## Instructions to follow
Search the data below for "styles"; list each line that holds it.
--- Start Working data ---
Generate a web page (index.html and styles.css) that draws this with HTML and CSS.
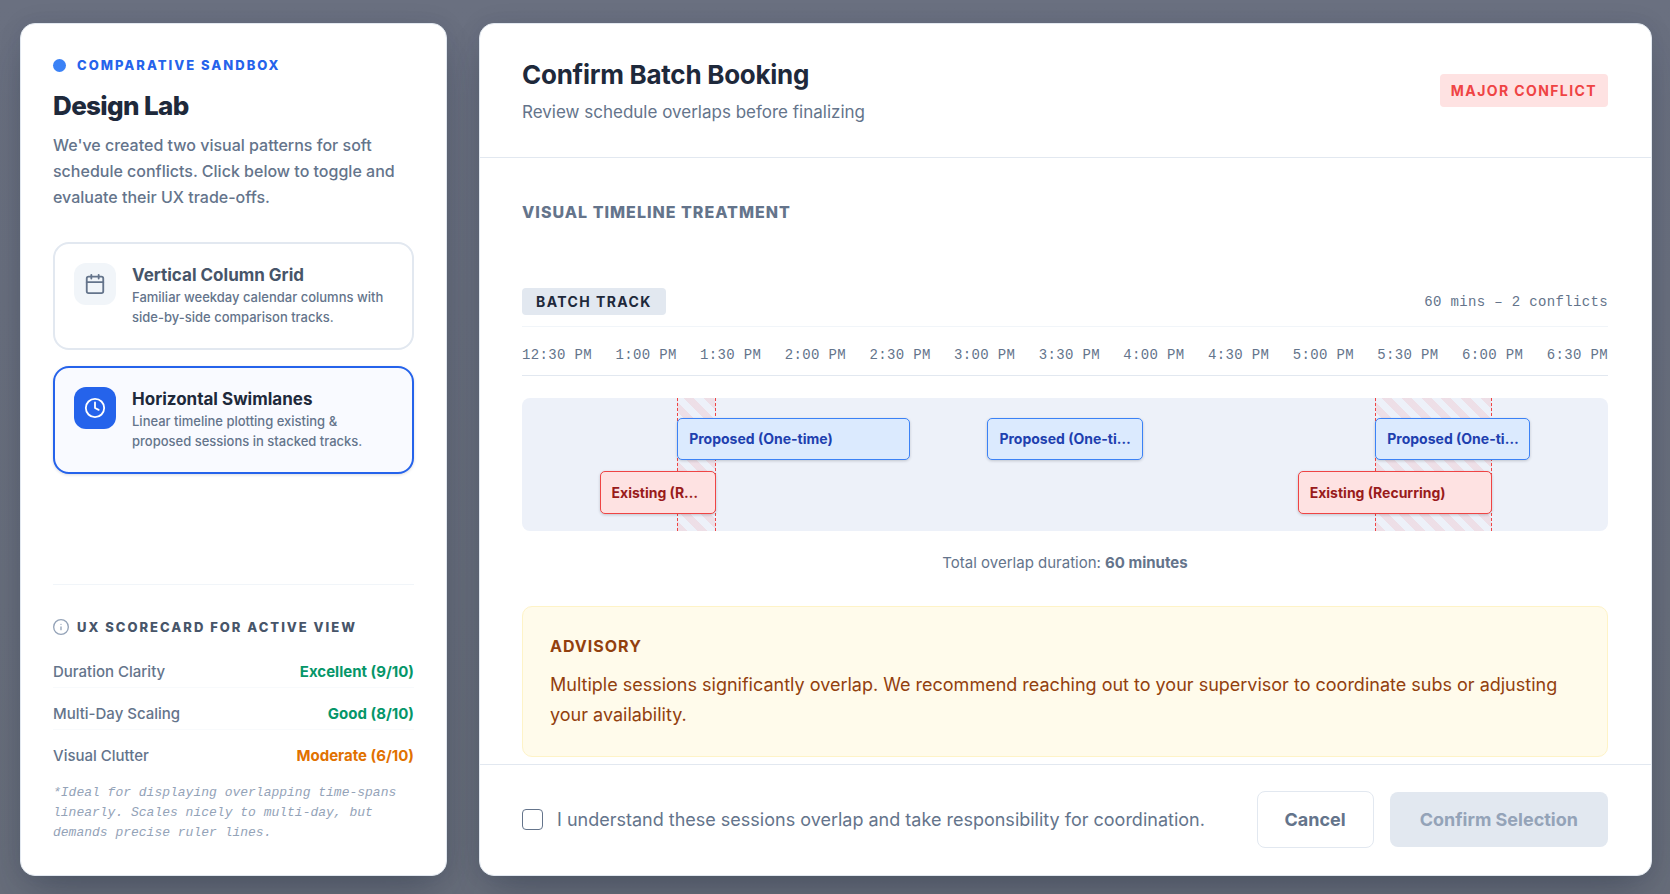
--- End Working data ---
--- Start Working data ---
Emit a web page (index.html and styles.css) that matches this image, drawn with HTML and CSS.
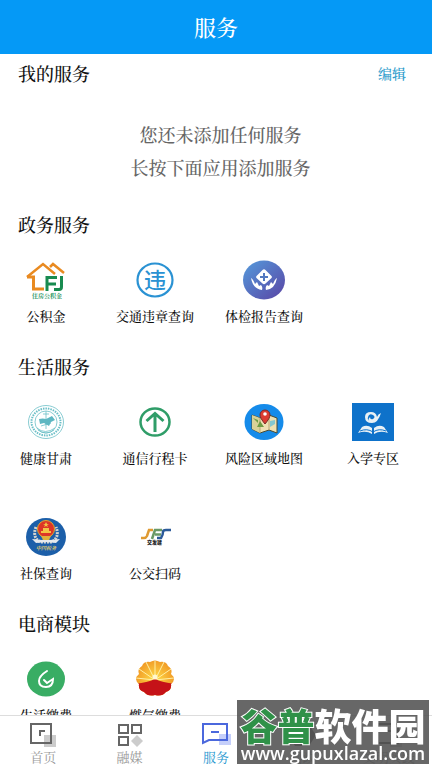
--- End Working data ---
--- Start Working data ---
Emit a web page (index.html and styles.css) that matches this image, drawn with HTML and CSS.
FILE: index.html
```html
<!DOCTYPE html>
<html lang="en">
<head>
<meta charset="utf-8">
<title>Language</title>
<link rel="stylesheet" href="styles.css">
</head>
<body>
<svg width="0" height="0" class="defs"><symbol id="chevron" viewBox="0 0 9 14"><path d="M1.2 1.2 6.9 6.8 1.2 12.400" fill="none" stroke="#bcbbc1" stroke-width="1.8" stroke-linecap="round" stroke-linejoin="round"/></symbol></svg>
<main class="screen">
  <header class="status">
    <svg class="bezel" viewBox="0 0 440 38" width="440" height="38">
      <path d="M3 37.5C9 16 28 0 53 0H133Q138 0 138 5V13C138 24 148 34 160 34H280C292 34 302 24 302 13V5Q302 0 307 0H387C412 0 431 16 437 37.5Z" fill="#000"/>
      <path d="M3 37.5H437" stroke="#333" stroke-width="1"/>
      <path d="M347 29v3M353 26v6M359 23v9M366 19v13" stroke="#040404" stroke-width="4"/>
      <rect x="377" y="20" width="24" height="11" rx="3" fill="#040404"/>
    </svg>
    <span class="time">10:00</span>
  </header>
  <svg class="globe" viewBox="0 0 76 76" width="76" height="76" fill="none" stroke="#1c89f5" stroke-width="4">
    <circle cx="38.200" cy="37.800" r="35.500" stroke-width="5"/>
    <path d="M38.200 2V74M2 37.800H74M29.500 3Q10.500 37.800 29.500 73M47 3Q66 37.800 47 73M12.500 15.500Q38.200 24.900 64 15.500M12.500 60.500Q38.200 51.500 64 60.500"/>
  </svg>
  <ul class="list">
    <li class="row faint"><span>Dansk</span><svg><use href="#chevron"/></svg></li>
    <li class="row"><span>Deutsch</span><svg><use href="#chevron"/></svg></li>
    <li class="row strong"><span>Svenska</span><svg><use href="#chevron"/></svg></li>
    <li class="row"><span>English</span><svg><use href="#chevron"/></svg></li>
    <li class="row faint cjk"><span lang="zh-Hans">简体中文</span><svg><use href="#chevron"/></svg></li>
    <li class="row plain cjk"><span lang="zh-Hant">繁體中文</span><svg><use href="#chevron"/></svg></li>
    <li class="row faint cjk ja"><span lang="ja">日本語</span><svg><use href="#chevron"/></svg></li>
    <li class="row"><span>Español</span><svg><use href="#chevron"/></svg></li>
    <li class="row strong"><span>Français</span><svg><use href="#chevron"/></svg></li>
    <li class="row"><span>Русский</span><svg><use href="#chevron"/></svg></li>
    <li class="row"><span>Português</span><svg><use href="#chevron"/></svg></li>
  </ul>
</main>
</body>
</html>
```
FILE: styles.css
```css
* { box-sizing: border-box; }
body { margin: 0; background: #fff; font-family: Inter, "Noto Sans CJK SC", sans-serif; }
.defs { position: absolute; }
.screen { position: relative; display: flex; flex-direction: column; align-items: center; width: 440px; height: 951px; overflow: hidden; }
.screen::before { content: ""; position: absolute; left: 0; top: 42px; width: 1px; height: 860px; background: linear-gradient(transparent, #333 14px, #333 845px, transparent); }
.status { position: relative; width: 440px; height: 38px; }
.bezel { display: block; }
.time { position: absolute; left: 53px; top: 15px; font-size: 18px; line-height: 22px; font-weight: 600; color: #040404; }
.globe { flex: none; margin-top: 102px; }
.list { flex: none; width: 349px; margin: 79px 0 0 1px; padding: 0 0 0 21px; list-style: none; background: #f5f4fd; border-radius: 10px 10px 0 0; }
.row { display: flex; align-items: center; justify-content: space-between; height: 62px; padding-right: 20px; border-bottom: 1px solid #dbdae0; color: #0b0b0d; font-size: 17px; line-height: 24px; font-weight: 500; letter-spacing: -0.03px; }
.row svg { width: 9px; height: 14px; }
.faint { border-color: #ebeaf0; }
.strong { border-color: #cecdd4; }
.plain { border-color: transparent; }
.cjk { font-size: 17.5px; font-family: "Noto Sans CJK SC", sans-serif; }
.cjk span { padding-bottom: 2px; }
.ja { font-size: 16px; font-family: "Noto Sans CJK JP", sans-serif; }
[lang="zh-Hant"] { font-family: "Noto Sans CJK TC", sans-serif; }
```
--- End Working data ---
## Answer below
Generate a web page (index.html and styles.css) that draws this with HTML and CSS.
Emit a web page (index.html and styles.css) that matches this image, drawn with HTML and CSS.
Emit a web page (index.html and styles.css) that matches this image, drawn with HTML and CSS.
<link rel="stylesheet" href="styles.css">
FILE: styles.css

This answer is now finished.